Abstract

The East Berlin Formation (Lower Jurassic, Hartford basin, Connecticut, U.S.A.) is distinctive for its six cyclic units of lacustrine black shale and gray mudstone, separated by playa and fluvial redbeds. The black shales are each about a meter thick and were deposited in subtropical, thermally strastified, oligomictic lakes, the youngest of which (lakes 3 through 6) were large enough to flood most of the basin and attained depths of several tens of meters.The saturate fractions of solvent extracts of organic-rich black shales from each of the six lakes, collected at fresh roadcuts near East Berlin, are dominated by extended homologous series of n-alkanes, alkylcyclohexanes, and branched chain alkanes. A striking feature of the black shales is the presence of a series of extended tricyclic terpanes from C20 to at least C41. Hopanes are either not detectable or present only in subordinate quantities relative to the tricyclic terpanes.
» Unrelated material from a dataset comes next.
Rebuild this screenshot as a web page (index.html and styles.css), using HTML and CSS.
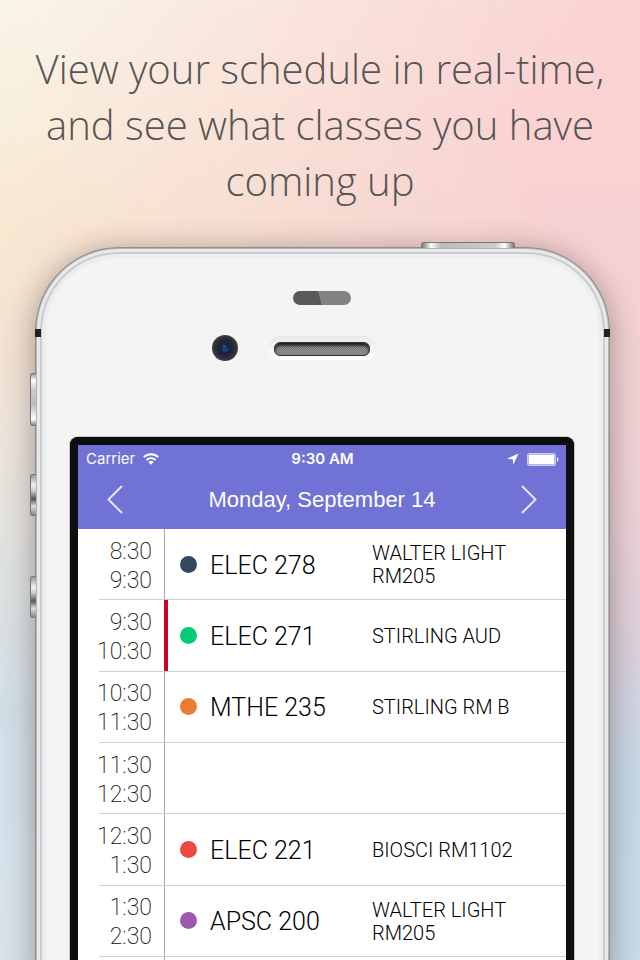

The samples are depleted in hopanes in part because of the elevated maturity level (mid to late oil window). Tricyclic terpane concentrations may also have been enhanced by fractionation effects related to oil expulsion out of the black shales. In addition, the original organic matter may have been exceptionally rich in tricyclic terpane precursors, i.e. fossil lipids of prokaryotes present in anoxic, moderately saline, alkaline lakes.